___ Collected material ___

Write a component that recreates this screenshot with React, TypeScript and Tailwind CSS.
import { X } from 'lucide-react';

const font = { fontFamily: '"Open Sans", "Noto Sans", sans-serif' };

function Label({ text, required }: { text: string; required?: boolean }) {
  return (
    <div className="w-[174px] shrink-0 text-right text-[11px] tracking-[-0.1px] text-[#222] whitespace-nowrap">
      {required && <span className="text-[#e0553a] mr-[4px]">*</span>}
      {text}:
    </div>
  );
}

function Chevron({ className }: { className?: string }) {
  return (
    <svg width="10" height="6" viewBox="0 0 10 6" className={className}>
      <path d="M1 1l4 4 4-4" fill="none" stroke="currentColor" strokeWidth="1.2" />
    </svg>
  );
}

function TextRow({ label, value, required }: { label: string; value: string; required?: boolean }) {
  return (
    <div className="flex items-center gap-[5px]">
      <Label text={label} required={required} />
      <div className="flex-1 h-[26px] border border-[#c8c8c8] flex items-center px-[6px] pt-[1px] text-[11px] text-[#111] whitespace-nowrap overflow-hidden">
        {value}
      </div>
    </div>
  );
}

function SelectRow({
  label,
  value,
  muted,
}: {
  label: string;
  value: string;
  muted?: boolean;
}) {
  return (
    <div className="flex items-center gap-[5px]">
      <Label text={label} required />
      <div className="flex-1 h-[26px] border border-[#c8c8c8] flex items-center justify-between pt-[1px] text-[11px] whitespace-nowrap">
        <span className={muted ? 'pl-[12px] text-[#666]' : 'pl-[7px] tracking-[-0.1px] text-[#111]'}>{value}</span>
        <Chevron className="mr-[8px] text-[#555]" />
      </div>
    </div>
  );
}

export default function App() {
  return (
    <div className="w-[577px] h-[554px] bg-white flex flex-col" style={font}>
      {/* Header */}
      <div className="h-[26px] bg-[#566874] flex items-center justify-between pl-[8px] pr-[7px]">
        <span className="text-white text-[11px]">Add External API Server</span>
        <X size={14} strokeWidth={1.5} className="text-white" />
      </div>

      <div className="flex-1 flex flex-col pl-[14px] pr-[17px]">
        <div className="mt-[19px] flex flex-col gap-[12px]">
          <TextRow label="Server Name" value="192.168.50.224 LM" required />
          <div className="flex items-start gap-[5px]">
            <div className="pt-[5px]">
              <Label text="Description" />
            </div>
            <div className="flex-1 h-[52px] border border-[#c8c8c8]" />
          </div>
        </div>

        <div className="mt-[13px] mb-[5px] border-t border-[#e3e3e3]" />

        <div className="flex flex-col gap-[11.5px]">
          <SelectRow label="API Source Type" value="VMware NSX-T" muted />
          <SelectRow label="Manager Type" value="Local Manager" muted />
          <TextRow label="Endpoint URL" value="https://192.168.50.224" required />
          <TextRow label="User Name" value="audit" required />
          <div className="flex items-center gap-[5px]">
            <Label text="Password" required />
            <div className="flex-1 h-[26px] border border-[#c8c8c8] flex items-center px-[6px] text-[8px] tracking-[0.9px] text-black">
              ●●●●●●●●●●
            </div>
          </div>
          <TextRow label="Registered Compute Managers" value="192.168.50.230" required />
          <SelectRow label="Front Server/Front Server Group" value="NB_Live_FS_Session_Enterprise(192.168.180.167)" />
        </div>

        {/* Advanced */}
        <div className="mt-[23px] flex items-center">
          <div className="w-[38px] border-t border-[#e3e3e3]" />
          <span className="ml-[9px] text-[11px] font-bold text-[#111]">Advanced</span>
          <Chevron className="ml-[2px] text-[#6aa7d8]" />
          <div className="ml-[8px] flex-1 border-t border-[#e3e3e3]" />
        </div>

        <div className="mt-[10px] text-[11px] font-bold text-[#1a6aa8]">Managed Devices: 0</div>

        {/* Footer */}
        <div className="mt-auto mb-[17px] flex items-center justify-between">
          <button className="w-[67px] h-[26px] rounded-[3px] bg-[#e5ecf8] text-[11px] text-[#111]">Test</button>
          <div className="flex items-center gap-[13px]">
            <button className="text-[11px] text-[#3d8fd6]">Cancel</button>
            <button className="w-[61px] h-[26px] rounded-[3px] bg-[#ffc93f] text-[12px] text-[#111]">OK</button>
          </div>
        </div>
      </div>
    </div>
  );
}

___

Each line in the material above must be retyped without alteration.

■ Response to this exercise ■
Write a component that recreates this screenshot with React, TypeScript and Tailwind CSS.
import { X } from 'lucide-react';

const font = { fontFamily: '"Open Sans", "Noto Sans", sans-serif' };

function Label({ text, required }: { text: string; required?: boolean }) {
  return (
    <div className="w-[174px] shrink-0 text-right text-[11px] tracking-[-0.1px] text-[#222] whitespace-nowrap">
      {required && <span className="text-[#e0553a] mr-[4px]">*</span>}
      {text}:
    </div>
  );
}

function Chevron({ className }: { className?: string }) {
  return (
    <svg width="10" height="6" viewBox="0 0 10 6" className={className}>
      <path d="M1 1l4 4 4-4" fill="none" stroke="currentColor" strokeWidth="1.2" />
    </svg>
  );
}

function TextRow({ label, value, required }: { label: string; value: string; required?: boolean }) {
  return (
    <div className="flex items-center gap-[5px]">
      <Label text={label} required={required} />
      <div className="flex-1 h-[26px] border border-[#c8c8c8] flex items-center px-[6px] pt-[1px] text-[11px] text-[#111] whitespace-nowrap overflow-hidden">
        {value}
      </div>
    </div>
  );
}

function SelectRow({
  label,
  value,
  muted,
}: {
  label: string;
  value: string;
  muted?: boolean;
}) {
  return (
    <div className="flex items-center gap-[5px]">
      <Label text={label} required />
      <div className="flex-1 h-[26px] border border-[#c8c8c8] flex items-center justify-between pt-[1px] text-[11px] whitespace-nowrap">
        <span className={muted ? 'pl-[12px] text-[#666]' : 'pl-[7px] tracking-[-0.1px] text-[#111]'}>{value}</span>
        <Chevron className="mr-[8px] text-[#555]" />
      </div>
    </div>
  );
}

export default function App() {
  return (
    <div className="w-[577px] h-[554px] bg-white flex flex-col" style={font}>
      {/* Header */}
      <div className="h-[26px] bg-[#566874] flex items-center justify-between pl-[8px] pr-[7px]">
        <span className="text-white text-[11px]">Add External API Server</span>
        <X size={14} strokeWidth={1.5} className="text-white" />
      </div>

      <div className="flex-1 flex flex-col pl-[14px] pr-[17px]">
        <div className="mt-[19px] flex flex-col gap-[12px]">
          <TextRow label="Server Name" value="192.168.50.224 LM" required />
          <div className="flex items-start gap-[5px]">
            <div className="pt-[5px]">
              <Label text="Description" />
            </div>
            <div className="flex-1 h-[52px] border border-[#c8c8c8]" />
          </div>
        </div>

        <div className="mt-[13px] mb-[5px] border-t border-[#e3e3e3]" />

        <div className="flex flex-col gap-[11.5px]">
          <SelectRow label="API Source Type" value="VMware NSX-T" muted />
          <SelectRow label="Manager Type" value="Local Manager" muted />
          <TextRow label="Endpoint URL" value="https://192.168.50.224" required />
          <TextRow label="User Name" value="audit" required />
          <div className="flex items-center gap-[5px]">
            <Label text="Password" required />
            <div className="flex-1 h-[26px] border border-[#c8c8c8] flex items-center px-[6px] text-[8px] tracking-[0.9px] text-black">
              ●●●●●●●●●●
            </div>
          </div>
          <TextRow label="Registered Compute Managers" value="192.168.50.230" required />
          <SelectRow label="Front Server/Front Server Group" value="NB_Live_FS_Session_Enterprise(192.168.180.167)" />
        </div>

        {/* Advanced */}
        <div className="mt-[23px] flex items-center">
          <div className="w-[38px] border-t border-[#e3e3e3]" />
          <span className="ml-[9px] text-[11px] font-bold text-[#111]">Advanced</span>
          <Chevron className="ml-[2px] text-[#6aa7d8]" />
          <div className="ml-[8px] flex-1 border-t border-[#e3e3e3]" />
        </div>

        <div className="mt-[10px] text-[11px] font-bold text-[#1a6aa8]">Managed Devices: 0</div>

        {/* Footer */}
        <div className="mt-auto mb-[17px] flex items-center justify-between">
          <button className="w-[67px] h-[26px] rounded-[3px] bg-[#e5ecf8] text-[11px] text-[#111]">Test</button>
          <div className="flex items-center gap-[13px]">
            <button className="text-[11px] text-[#3d8fd6]">Cancel</button>
            <button className="w-[61px] h-[26px] rounded-[3px] bg-[#ffc93f] text-[12px] text-[#111]">OK</button>
          </div>
        </div>
      </div>
    </div>
  );
}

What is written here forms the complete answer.